A Lei 11.738, que regulamentou o piso salarial profissional do magistério, foi uma conquista represada por 181 anos na história da educação brasileira. A primeira vez que o país vivenciou a experiência de piso salarial para os/as professores/as da educação básica foi à época do Império, em 1827. A lei, no entanto, não prosperou por falta de compromisso político do Poder Central e das províncias. Naquela ocasião, o financiamento da educação era praticamente limitado às receitas de impostos resultantes das vendas de carne e aguardente. A educação era artigo de luxo, com alto índice de exclusão social. Os negros ainda escravizados e as classes populares, que representavam e continuam a representar quase toda a população, não tinham acesso à escola.
Quase dois séculos depois – e no advento político-social da
educação inclusiva – o Brasil conseguiu reparar em parte essa dívida com seus
professores, atualmente cerca de 2 milhões de profissionais, sendo quase 1,6
milhão do sexo feminino.
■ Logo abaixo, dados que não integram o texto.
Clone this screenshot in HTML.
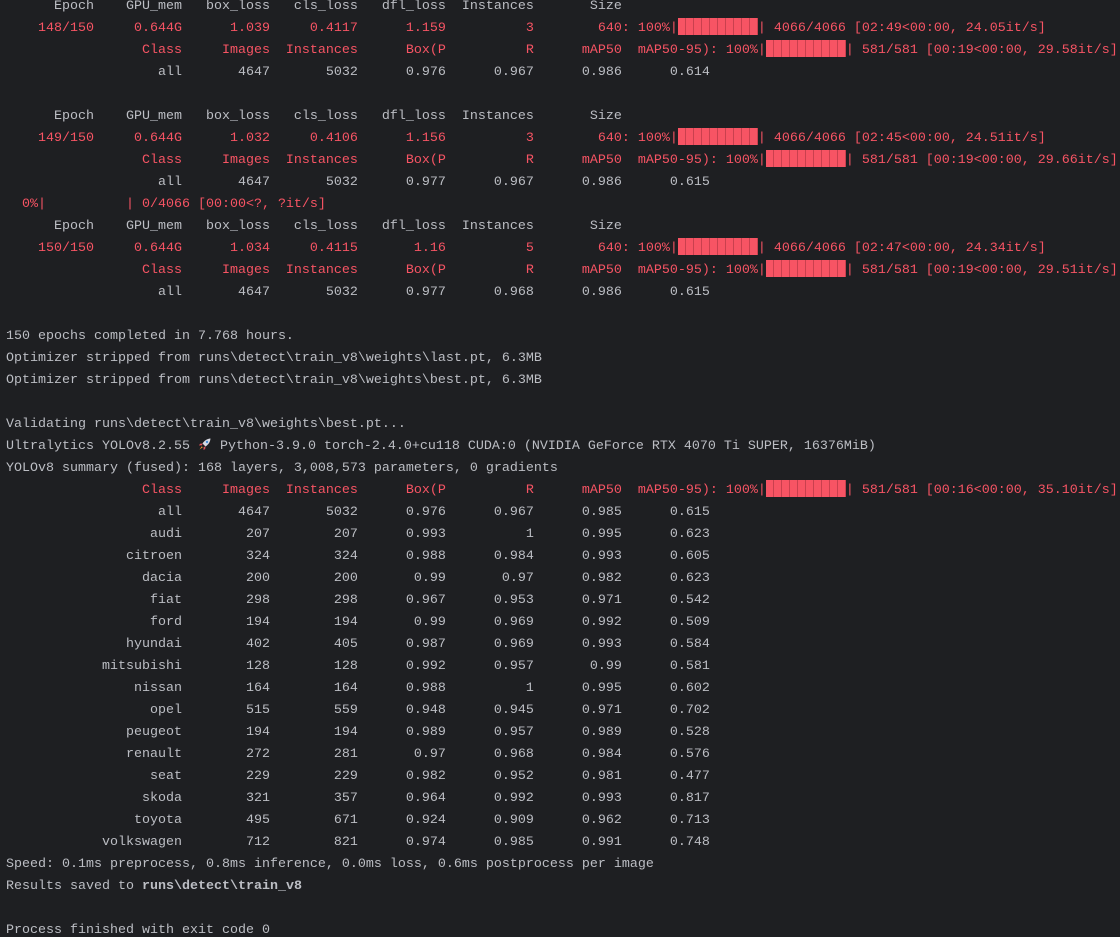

E embora o piso salarial nacional tenha contribuído
para elevar a remuneração média da categoria, ele
ainda não foi capaz de ajudar a equiparar os rendimentos do
magistério público de nível básico em relação a outros profissionais não
professores com mesmo nível de escolaridade. A insistência de parte
considerável dos gestores em descumprir a lei federal e o achatamento das
carreiras dos servidores da educação são alguns dos motivos de uma
desvalorização histórica e estrutural, em boa parte explicada
pela discriminação de gênero nas relações de trabalho em nosso país.
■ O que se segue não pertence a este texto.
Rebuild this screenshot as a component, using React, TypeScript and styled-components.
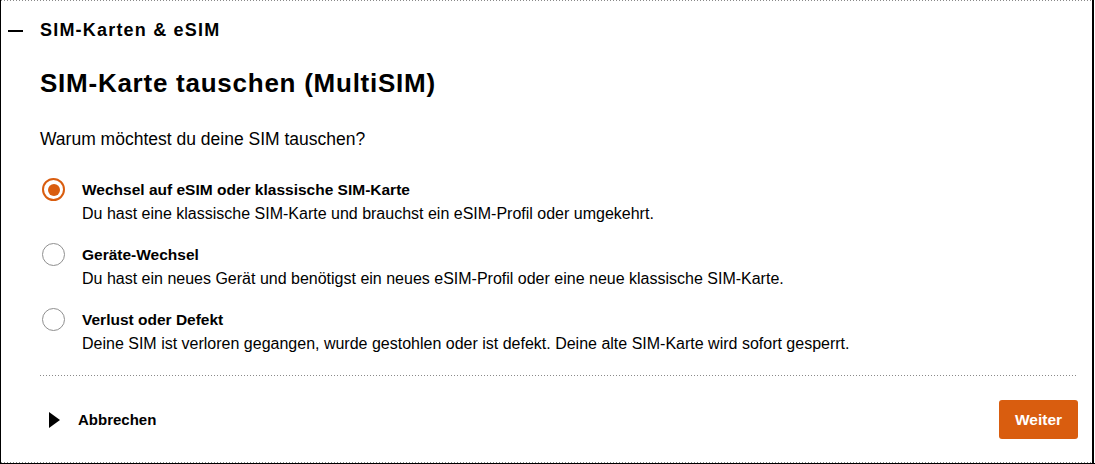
import React, { useState } from "react";
import styled, { createGlobalStyle } from "styled-components";

const Global = createGlobalStyle`
  html, body { margin: 0; padding: 0; background: #fff; }
  body { font-family: "Liberation Sans", Arial, sans-serif; color: #000; }
  * { box-sizing: border-box; }
`;

const Frame = styled.div`
  width: 1095px;
  height: 464px;
  border-left: 1px solid #000;
  border-bottom: 1px solid #000;
  padding-right: 1px;
  display: flex;
`;

const Panel = styled.section`
  flex: 1;
  display: flex;
  flex-direction: column;
  border-right: 2px solid #000;
  background-image:
    repeating-linear-gradient(to right, #8a8a8a 0 1px, transparent 1px 3px),
    repeating-linear-gradient(to right, #8a8a8a 0 1px, transparent 1px 3px);
  background-size: 100% 1px, 100% 1px;
  background-position: top left, bottom left;
  background-repeat: no-repeat;
`;

const Header = styled.div`
  display: flex;
  align-items: center;
  height: 60px;
  padding-left: 7px;
  gap: 17px;
  padding-top: 1px;
`;

const Minus = styled.span`
  width: 15px;
  height: 2px;
  background: #000;
`;

const HeaderTitle = styled.h2`
  margin: 0;
  font-size: 18px;
  font-weight: 700;
  letter-spacing: 1.2px;
`;

const Body = styled.div`
  padding: 7px 14px 0 39px;
  display: flex;
  flex-direction: column;
  flex: 1;
`;

const Title = styled.h1`
  margin: 0;
  font-size: 26px;
  font-weight: 700;
  line-height: 32px;
  letter-spacing: 0.75px;
`;

const Question = styled.p`
  margin: 29px 0 0;
  font-size: 17.5px;
  line-height: 22px;
`;

const Options = styled.div`
  margin-top: 28px;
  display: flex;
  flex-direction: column;
  gap: 17px;
`;

const Option = styled.label`
  display: flex;
  align-items: flex-start;
  gap: 17px;
  cursor: pointer;
`;

const Radio = styled.span<{ $checked: boolean }>`
  flex: none;
  width: 23px;
  height: 23px;
  margin-left: 2px;
  border-radius: 50%;
  border: ${(p) => (p.$checked ? "2px solid #d95d0f" : "1px solid #8f8f8f")};
  display: flex;
  align-items: center;
  justify-content: center;
  &::after {
    content: "";
    width: 12px;
    height: 12px;
    border-radius: 50%;
    background: ${(p) => (p.$checked ? "#d95d0f" : "transparent")};
  }
`;

const OptionText = styled.span`
  display: flex;
  flex-direction: column;
`;

const OptionLabel = styled.span`
  font-size: 15.5px;
  font-weight: 700;
  line-height: 24px;
`;

const OptionDesc = styled.span`
  font-size: 16px;
  line-height: 24px;
`;

const Divider = styled.hr`
  margin: 19px 0 0;
  border: 0;
  height: 1px;
  background: repeating-linear-gradient(to right, #8a8a8a 0 1px, transparent 1px 3px);
`;

const Footer = styled.div`
  display: flex;
  align-items: center;
  justify-content: space-between;
  padding: 24px 0 0 9px;
`;

const Cancel = styled.button`
  display: flex;
  align-items: center;
  gap: 18px;
  border: 0;
  background: none;
  padding: 0;
  font-family: inherit;
  font-size: 15px;
  font-weight: 700;
  color: #000;
  cursor: pointer;
`;

const Next = styled.button`
  width: 79px;
  height: 39px;
  border: 0;
  border-radius: 3px;
  background: #d95d0f;
  color: #fff;
  font-family: inherit;
  font-size: 15.5px;
  font-weight: 700;
  cursor: pointer;
`;

const options = [
  {
    label: "Wechsel auf eSIM oder klassische SIM-Karte",
    desc: "Du hast eine klassische SIM-Karte und brauchst ein eSIM-Profil oder umgekehrt.",
  },
  {
    label: "Geräte-Wechsel",
    desc: "Du hast ein neues Gerät und benötigst ein neues eSIM-Profil oder eine neue klassische SIM-Karte.",
  },
  {
    label: "Verlust oder Defekt",
    desc: "Deine SIM ist verloren gegangen, wurde gestohlen oder ist defekt. Deine alte SIM-Karte wird sofort gesperrt.",
  },
];

export default function App() {
  const [sel, setSel] = useState(0);
  return (
    <>
      <Global />
      <Frame>
        <Panel>
          <Header>
            <Minus />
            <HeaderTitle>SIM-Karten &amp; eSIM</HeaderTitle>
          </Header>
          <Body>
            <Title>SIM-Karte tauschen (MultiSIM)</Title>
            <Question>Warum möchtest du deine SIM tauschen?</Question>
            <Options>
              {options.map((o, i) => (
                <Option key={i} onClick={() => setSel(i)}>
                  <Radio $checked={sel === i} />
                  <OptionText>
                    <OptionLabel>{o.label}</OptionLabel>
                    <OptionDesc>{o.desc}</OptionDesc>
                  </OptionText>
                </Option>
              ))}
            </Options>
            <Divider />
            <Footer>
              <Cancel>
                <svg width="11" height="16" viewBox="0 0 11 16">
                  <path d="M0 0 L11 8 L0 16 Z" fill="#000" />
                </svg>
                Abbrechen
              </Cancel>
              <Next>Weiter</Next>
            </Footer>
          </Body>
        </Panel>
      </Frame>
    </>
  );
}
A matéria publicada no site do jornal Folha de São Paulo,
nesta segunda-feira (19), sob o título “Governo Bolsonaro quer acabar com
aumento real de piso salarial de professor” revela as faces de um governo que
insiste em penalizar a educação e seus profissionais. Ao mesmo tempo em que faz
propaganda para exaltar o reajuste de 12,84% do piso do magistério neste ano de
2020 (percentual garantido por lei e não pelo Governo!), ataca a categoria com
a ameaça de reduzir os futuros percentuais de atualização da lei. E para piorar
utiliza dados inverídicos para sustentar sua pretensão nefasta. A informação de
que o aumento da complementação da União ao FUNDEB, até 2026, implicará em
reajustes anuais de 15,4% no piso do magistério, conforme destacado na matéria
jornalística, não condiz com verdade. Isso porque o critério de correção do
piso leva em consideração as estimativas de receitas de estados e municípios
(excluída a complementação da União), de modo que para 2021 a projeção do
reajuste é de 5,89%, correspondente ao crescimento percentual do custo aluno do
FUNDEB entre 2019 (R$ 3.440,29) e 2020 (R$ 3.643,16).
Num país que mantém a última posição no ranking salarial
entre as nações pesquisadas pela Organização para a Cooperação e
Desenvolvimento Econômico (OCDE), com patamares remuneratórios abaixo da média
verificada nas mais de 40 nações desenvolvidas e em processo de desenvolvimento
pesquisadas, é lamentável que o Estado brasileiro
insista em perseguir os/as professores/as e suas remunerações
ainda rebaixadas (o piso salarial do magistério em 2020 é de R$ 2.886,24).
A CNTE espera contar com a sensibilidade do parlamento
brasileiro para aprofundar o debate sobre a importância de se garantir ganhos
reais ao piso do magistério, sobretudo com a perspectiva de aumento das
receitas de estados e municípios com o novo FUNDEB e tendo a meta 17 do Plano
Nacional de Educação como referência.
Aproveitamos a ocasião para manifestar a total discordância
dos/as trabalhadores em educação com a notícia veiculada na matéria supracitada
de que o governo federal pretende regulamentar o FUNDEB através de medida
provisória e com previsão de repasse de recursos do Fundo Público para
entidades privadas que atuam em todas as etapas da educação básica (educação
infantil, ensino fundamental e ensino médio). Essa última orientação colide com
o comando do art. 213 da Constituição Federal, que só permite convênios
públicos na área educacional com entidades conveniadas para prestar assistência
onde houver déficit comprovado de vagas nas redes públicas, o que não é o caso
de parte significativa das etapas e modalidades escolares no Brasil, onde o
atendimento público supre toda a demanda manifesta por matrículas estudantis.
A CNTE se manterá alerta e atuante nos debates da
regulamentação do FUNDEB e nas tratativas sobre a atualização do piso do
magistério, a fim de que ambas as políticas públicas se voltem efetivamente
para a qualidade da educação e a valorização de seus profissionais.